La bête : Escapade « marsupilamienne » à Bruxelles.

 

                                                              


Par Robert Laplante

Il y a 100 ans, le 3 janvier passé, naissait l’un des monuments du 9art : André Franquin. Un grand maître dont les albums ont fortement imprégné notre imaginaire collectif. À tel point, que nous avons tous notre André Franquin. Pas pour rien que les reprises de ses créations soulèvent autant de passion sur les réseaux sociaux… pour le meilleur et pour le pire.

Si les réactions pour le Gaston « nouveau », que j’ai beaucoup aimé, ont été un peu trop intenses, je ne pense pas que ça soit le cas pour le second et ultime tome de La bête de Zidrou et Frank Pé. Pourquoi ? Parce qu’il est tout simplement magnifique. Je ne vois pas comment on pourrait ne pas être séduit par ce dernier opus.

                                        


La bête raconte les premiers pas belges du marsupilami.
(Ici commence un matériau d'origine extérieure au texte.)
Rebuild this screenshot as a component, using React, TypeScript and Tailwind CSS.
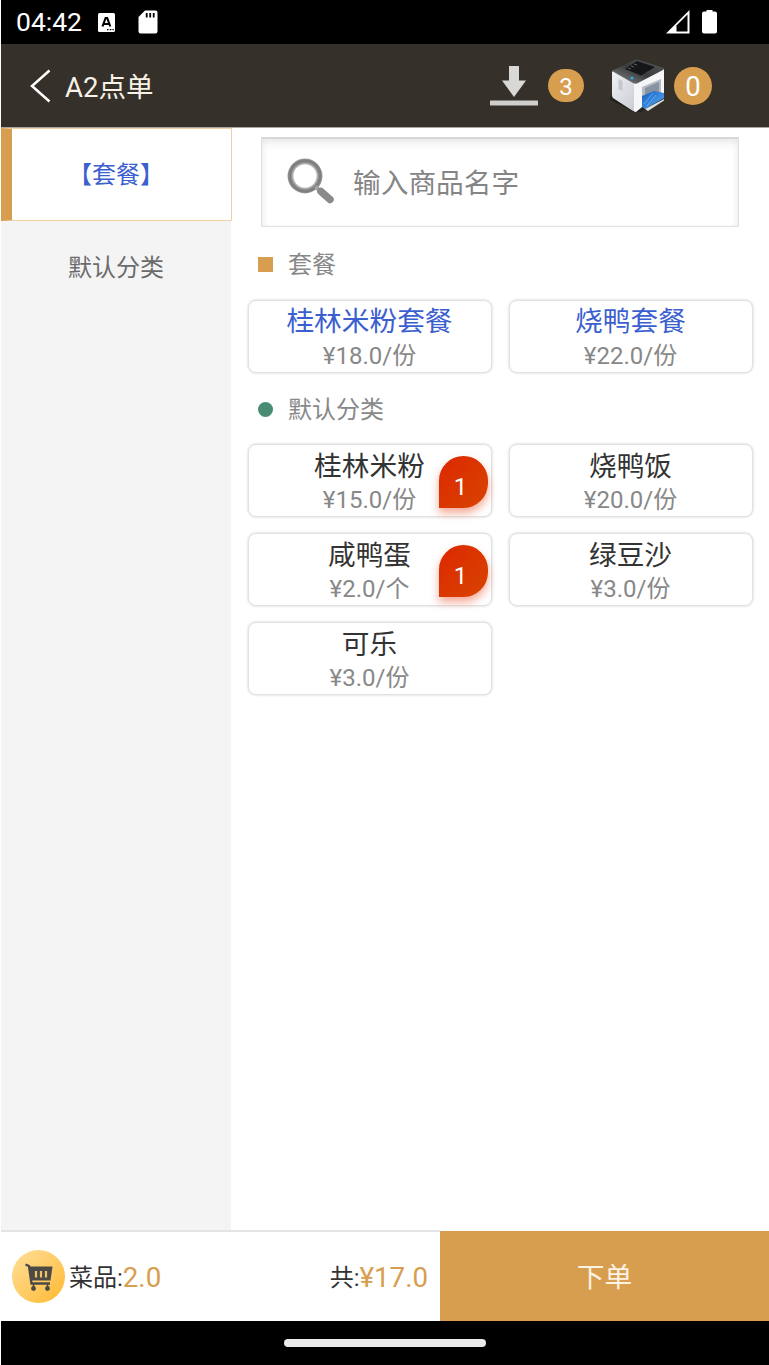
import { useState } from "react";
import clsx from "clsx";

type Product = {
  id: number;
  name: string;
  price: number;
  unit: string;
  count?: number;
};

type Category = {
  id: string;
  title: string;
  label: string;
  combo: boolean;
  products: Product[];
};

const CATEGORIES: Category[] = [
  {
    id: "combo",
    title: "套餐",
    label: "【套餐】",
    combo: true,
    products: [
      { id: 1, name: "桂林米粉套餐", price: 18, unit: "份" },
      { id: 2, name: "烧鸭套餐", price: 22, unit: "份" },
    ],
  },
  {
    id: "default",
    title: "默认分类",
    label: "默认分类",
    combo: false,
    products: [
      { id: 3, name: "桂林米粉", price: 15, unit: "份", count: 1 },
      { id: 4, name: "烧鸭饭", price: 20, unit: "份" },
      { id: 5, name: "咸鸭蛋", price: 2, unit: "个", count: 1 },
      { id: 6, name: "绿豆沙", price: 3, unit: "份" },
      { id: 7, name: "可乐", price: 3, unit: "份" },
    ],
  },
];

function StatusBar() {
  return (
    <div className="flex h-11 shrink-0 items-center bg-black pl-[15px] pr-[52px] text-white">
      <span className="w-[82px] text-[26.5px] leading-none">04:42</span>
      <svg className="h-[19px] w-[17px]" viewBox="0 0 17 19">
        <rect width="17" height="19" rx="1.5" fill="#fff" />
        <path d="M4.500 13.500 7.600 5h1.600L12.300 13.500M6 11h5" stroke="#000" strokeWidth="2.1" fill="none" />
        <path d="M9 16.6h1.6M11.8 16.6h1.6M14.4 16.6h1.4" stroke="#000" strokeWidth="1.4" />
      </svg>
      <svg className="mb-px ml-[23px] h-[24px] w-[20px]" viewBox="0 0 20 24">
        <path d="M7 .5h10.5A2 2 0 0 1 19.5 2.500v19a2 2 0 0 1-2 2h-15a2 2 0 0 1-2-2V7Z" fill="#fff" />
        <path d="M8.700 3v4.500M12.200 3v4.500M15.700 3v4.500" stroke="#000" strokeWidth="1.800" />
      </svg>
      <svg className="mb-px ml-auto h-[24px] w-[24px]" viewBox="0 0 24 24">
        <path d="M0 23.500 23.500 0v23.500Z" fill="#fff" />
        <path d="M10.500 15.500 21.500 4.500v17H10.500Z" fill="#000" />
      </svg>
      <svg className="mb-px ml-[12px] h-[24px] w-[15px]" viewBox="0 0 15 24">
        <path d="M4.500 0h6v1.500H13a2 2 0 0 1 2 2v18a2 2 0 0 1-2 2H2a2 2 0 0 1-2-2v-18a2 2 0 0 1 2-2h2.500Z" fill="#fff" />
      </svg>
    </div>
  );
}

function PrinterIcon() {
  return (
    <svg className="h-[56px] w-[58px]" viewBox="0 0 58 56">
      <defs>
        <linearGradient id="printer-side" x1="0" y1="0" x2="1" y2="1">
          <stop offset="0" stopColor="#f1f2f4" />
          <stop offset="1" stopColor="#c6cad1" />
        </linearGradient>
        <linearGradient id="printer-top" x1="0" y1="1" x2="1" y2="0">
          <stop offset="0" stopColor="#8a8b8c" />
          <stop offset="0.5" stopColor="#3a3b3c" />
          <stop offset="1" stopColor="#5a5b5c" />
        </linearGradient>
        <linearGradient id="printer-paper" x1="0" y1="0" x2="1" y2="1">
          <stop offset="0" stopColor="#165cb8" />
          <stop offset="1" stopColor="#57b0ff" />
        </linearGradient>
      </defs>
      <path d="M0 41 3 36 28 53 54 40 56 42 32 54 24 54Z" fill="#1b1916" opacity="0.6" />
      <path d="M3 14 4.500 12 28 25 27 54 24 53 4 40Q3 39 3 37Z" fill="url(#printer-side)" />
      <path d="M9.500 21v10l4 2.500V23Z" fill="#c3c8d0" />
      <path d="M25 24 54 10.500 55 12v25L33 49 27 54 25 53Z" fill="#f5f6f7" />
      <path d="M3 13 25 2Q27 1 30 2L55 10 54 12 28 25.500Q26 26 24 25Z" fill="url(#printer-top)" />
      <path d="M16 11 28 3 46 9 32 17.500Z" fill="#151617" />
      <path d="m19 10 3 1M22 8l3 1M25 6l3 1" stroke="#4a6670" strokeWidth="1" />
      <circle cx="23" cy="20" r="1.600" fill="#33a5e8" />
      <path d="M33 29 52 21v18L33 49Z" fill="#b3bac4" />
      <path d="M36 30 50 24v12l-14 7Z" fill="#8893a1" />
      <path d="M33 38 45 33 55 35v5L36 51 33 49Z" fill="url(#printer-paper)" />
      <path d="M35 46 44 35M38 48l9-11" stroke="#6eb4f5" strokeWidth="0.800" />
      <path d="M36 51 55 41v1.500L39 53Z" fill="#dfe1e4" />
    </svg>
  );
}

function Header() {
  return (
    <header className="flex h-[84px] shrink-0 items-center border-b border-[#aaa5a0] bg-[#35312a] text-[#f8f1e7]">
      <svg className="ml-[29px] h-[34px] w-[21px]" viewBox="0 0 21 34">
        <path d="M19.500 1.500 2 17l17.500 15.500" fill="none" stroke="#fff" strokeWidth="2.500" />
      </svg>
      <span className="ml-[14px] pt-[4px] text-[27.5px] leading-none">A2点单</span>
      <svg className="ml-auto h-[42px] w-[50px]" viewBox="0 0 50 42">
        <path d="M20 1h10v14.500h7L25 32 13 15.500h7Z" fill="#d8d8d6" />
        <rect x="1" y="35.500" width="48" height="5" rx="0.500" fill="#cfcfcd" />
      </svg>
      <span className="ml-[9px] flex h-[33px] w-[36px] items-center justify-center rounded-full bg-[#d89e4f] pt-0.5 text-2xl text-white">
        3
      </span>
      <div className="ml-[25px]">
        <PrinterIcon />
      </div>
      <span className="ml-[7px] mr-[57px] flex size-[38px] items-center justify-center rounded-full bg-[#d89e4f] pt-0.5 text-[27.5px] text-white">
        0
      </span>
    </header>
  );
}

function SearchBox() {
  return (
    <div className="mx-[30px] mt-[9px] flex h-[90px] items-center border border-t-2 border-[#e0e0e0] border-t-[#d8d8d8] pl-[25px] shadow-[inset_0_6px_10px_-3px_#e6e6e6,inset_3px_0_6px_-3px_#eee,inset_-3px_0_6px_-3px_#eee]">
      <svg className="mb-px h-[48px] w-[48px]" viewBox="0 0 48 48">
        <defs>
          <radialGradient id="lens" gradientUnits="userSpaceOnUse" cx="18" cy="18" r="18">
            <stop offset="0.62" stopColor="#d2d2d2" />
            <stop offset="0.8" stopColor="#7c7c7c" />
            <stop offset="0.9" stopColor="#828282" />
            <stop offset="1" stopColor="#b5b5b5" />
          </radialGradient>
        </defs>
        <circle cx="18" cy="18" r="14.500" fill="none" stroke="url(#lens)" strokeWidth="6" />
        <path d="m28.500 28.500 4 4" stroke="#a5a5a5" strokeWidth="4" />
        <path d="m34 33.500 9 8" stroke="#8a8a8a" strokeWidth="7.500" strokeLinecap="round" />
      </svg>
      <input
        type="text"
        placeholder="输入商品名字"
        className="ml-[18px] min-w-0 flex-1 pt-0.5 text-[27.7px] outline-none placeholder:text-[#858585]"
      />
    </div>
  );
}

function ProductCard({ product, combo }: { product: Product; combo: boolean }) {
  return (
    <button className="relative h-[73px] rounded-lg border border-[#e2e2e2] bg-white text-center shadow-[0_0_2px_1px_#e9e9e9]">
      <div
        className={clsx(
          "h-[37px] pr-px text-[27.7px]",
          combo ? "leading-[41px] text-[#3c5fd0]" : "leading-[43px] text-[#333]"
        )}
      >
        {product.name}
      </div>
      <div className="h-[34px] pr-px text-2xl leading-[36px] text-[#888]">
        ¥{product.price.toFixed(1)}/{product.unit}
      </div>
      {product.count && (
        <span className="absolute right-[3px] top-[11px] flex h-[52px] w-[49px] items-center justify-center rounded-full rounded-bl-none bg-linear-to-br from-[#dc2600] to-[#d84300] pr-[6px] pt-[10px] text-2xl text-white shadow-[0_5px_8px_#e9533080]">
          {product.count}
        </span>
      )}
    </button>
  );
}

function CategorySection({ category }: { category: Category }) {
  return (
    <section>
      <div
        className={clsx(
          "flex items-center pl-[27px]",
          category.combo ? "h-[73px] pt-0.5" : "h-[71px] pt-0.5"
        )}
      >
        <span
          className={clsx(
            "size-[15px]",
            category.combo ? "bg-[#d89e4f]" : "rounded-full bg-[#478c73]"
          )}
        />
        <h2 className="ml-[15px] pt-px text-2xl text-[#888]">{category.title}</h2>
      </div>
      <div className="grid grid-cols-2 gap-x-[17px] gap-y-4 pl-[17px] pr-4">
        {category.products.map((p) => (
          <ProductCard key={p.id} product={p} combo={category.combo} />
        ))}
      </div>
    </section>
  );
}

function CartIcon() {
  return (
    <span className="flex size-[53px] items-center justify-center rounded-full bg-linear-to-br from-[#ffdf97] to-[#ffb91f]">
      <svg className="h-[28px] w-[28px]" viewBox="0 0 28 28">
        <path d="M.5 1.500 4 3 6.500 20.500H25" fill="none" stroke="#4d4a46" strokeWidth="2.400" />
        <path d="M4 3.500h23.500L25.500 17.500H6.500Z" fill="#4d4a46" />
        <path d="M11 8v6.500M16 8v6.500M21 8v6.500" stroke="#f0c466" strokeWidth="2.200" />
        <circle cx="8.500" cy="25.500" r="2.400" fill="#4d4a46" />
        <circle cx="22.500" cy="25.500" r="2.400" fill="#4d4a46" />
        <path d="M8.500 21v4M22.500 21v4" stroke="#4d4a46" strokeWidth="1.500" />
      </svg>
    </span>
  );
}

export default function App() {
  const [active, setActive] = useState("combo");
  const cart = CATEGORIES.flatMap((c) => c.products).filter((p) => p.count);
  const count = cart.reduce((sum, p) => sum + (p.count ?? 0), 0);
  const total = cart.reduce((sum, p) => sum + p.price * (p.count ?? 0), 0);

  return (
    <div className="flex h-[1365px] w-[769px] flex-col overflow-hidden bg-white pl-px font-['Roboto','Noto_Sans_CJK_SC',sans-serif]">
      <StatusBar />
      <Header />

      <div className="flex min-h-0 flex-1">
        {/* 分类 */}
        <nav className="w-[230px] shrink-0 bg-[#f4f4f4]">
          {CATEGORIES.map((c) => (
            <button
              key={c.id}
              onClick={() => setActive(c.id)}
              className={clsx(
                "block h-[93px] text-center text-2xl",
                active === c.id
                  ? "w-[231px] border border-l-[11px] border-[#efcfa5] border-l-[#d89e4f] bg-white pr-[11px] text-[#3c5fd0]"
                  : "w-full text-[#6b6b6b]"
              )}
            >
              {c.label}
            </button>
          ))}
        </nav>

        {/* 商品 */}
        <main className="min-w-0 flex-1">
          <SearchBox />
          {CATEGORIES.map((c) => (
            <CategorySection key={c.id} category={c} />
          ))}
        </main>
      </div>

      <footer className="flex h-[91px] shrink-0">
        <div className="flex w-[439px] items-center border-t-2 border-[#e4e4e4] pl-[11px] pr-3 text-2xl text-[#333]">
          <CartIcon />
          <span className="ml-1 flex items-center pt-[3px]">
            菜品:<span className="text-[27.7px] text-[#d89e4f]">{count.toFixed(1)}</span>
          </span>
          <span className="ml-auto flex items-center pt-[3px]">
            共:<span className="text-[27.7px] text-[#d89e4f]">¥{total.toFixed(1)}</span>
          </span>
        </div>
        <button className="mt-px flex-1 bg-[#d89e4f] pt-[3px] text-[27.7px] text-[#fcf2e3]">下单</button>
      </footer>

      <div className="flex h-11 shrink-0 items-center justify-center bg-black">
        <div className="h-2 w-[202px] rounded-full bg-[#ebebeb]" />
      </div>
    </div>
  );
}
Des premières foulées qui se sont fait bien avant sa rencontre avec Spirou. La Belgique n’était pas inconnue du singe jaune à la longue queue, il l’avait déjà visitée. À son corps défendant, il est vrai.

Kidnappé par les Chahutas, une nation autochtone palombienne, qui le vendent à des trafiquants d’animaux, Marsu se f » ait la malle » dès son arrivée à Anvers. Son évasion le mène chez François, un jeune gamin, fruit d’une union entre une Belge célibataire et un soldat allemand. Ce qui ne pardonne pas, dans une société ultra catholique et traumatisée par l’occupation allemande comme la Belgique.


                                           


. Les mauvaises langues sont légion dans cette banlieue bruxelloise déprimante. Quelques voisins un peu trop vindicatifs ne se gênent pas pour dénoncer à la fourrière la présence de cette singulière créature qui s’empresse de l’emprisonner. Mais pas juste Marsu, toute la ménagerie de François goûte à la médecin de ses fonctionnaires zélés.

François a la tête dure. Tellement qu’il décide de faire évader son nouvel ami et de l’emmener en Allemagne où il espère retrouver son père, le sien, pas celui, de Marsu. Mais, comment rejoindre l’Allemagne quand on est un gamin, qui n’a pas d’argent, accompagné étrangement d’un singe qui sème la pagaille partout où il passe. De plus, ils sont poursuis par la maréchaussée, ainsi qu’un cryptozoologiste en quête de gloire, de reconnaissance. Et qui rêve de faire la page frontispice du National Geographic et des autres revues de cet acabit ?

                                                


Bande dessinée attachante, le tome 2 de La bête est immense. Une véritable leçon de dessin, de narration et de poésie qui aurait fait, je crois, la joie d’André Franquin. Mais là je m’avance.

Si Bravo m’avait soufflé avec ses relectures de Spirou, on peut dire la même chose de celle de Zidrou et de Pé. Le tandem a proposé un superbe récit plein de vie, de rythme et de personnages authentiques, pas toujours sympathiques, quelques fois mesquins, parfois ridicules ou maladroits, mais profondément humains. Un portrait touchant d’une certaine Belgique d’avant les années 60.

Drôlement bien menée par un Zidrou en très grande forme et par un Frank Pé dont le graphisme est à couper le souffle, La bête regorge de petits moments d’émotion qui m’ont rendu quelques fois heureux ou triste, mais qui m’ont souvent ému. Comme cette rencontre improbable entre Tintin et Marsu devant un théâtre bruxellois, ou encore la mort de ce dernier électrocuté dans un tram. Mais chut, je ne vous en dévoile pas plus.

Si le scénario de Zidrou m’a autant séduit, c’est aussi parce qu’il est illustré admirablement par Pé. Sa Belgique banlieusarde et hésitante, coincée entre un monde traditionnel qui s’écroule et une modernité qui se pointe le bout de son nez, semble tellement vivante qu’on a l’impression de s’y promener, de la sentir, de la goûter, bref, d’en faire partie. Chaque case que le bédéiste propose est essentielle, pas un de ses traits n’est de trop, tout est à sa place et enrichi une narration déjà irrésistible.

                                           


J’avais adoré le premier tome, mais là je dois dire que cette conclusion lui est supérieure. Parce que tout comme le Spirou de Bravo, les auteurs ont sur lui insufflé une dose d’émotion et de poésie « franquinienne » moins présente dans le premier opus. Même si elle y était, entendons-nous bien.

Même aujourd’hui, quelques jours après l’avoir terminé, je continue à y penser comme si j’étais incapable de m’en détacher et que j’avais envie d’y retourner tout de go.

Et ça pour moi, c’est la preuve ultime d’une grande réussite.

Frank Pé, Zidrou, La bête tome 2, Dupuis.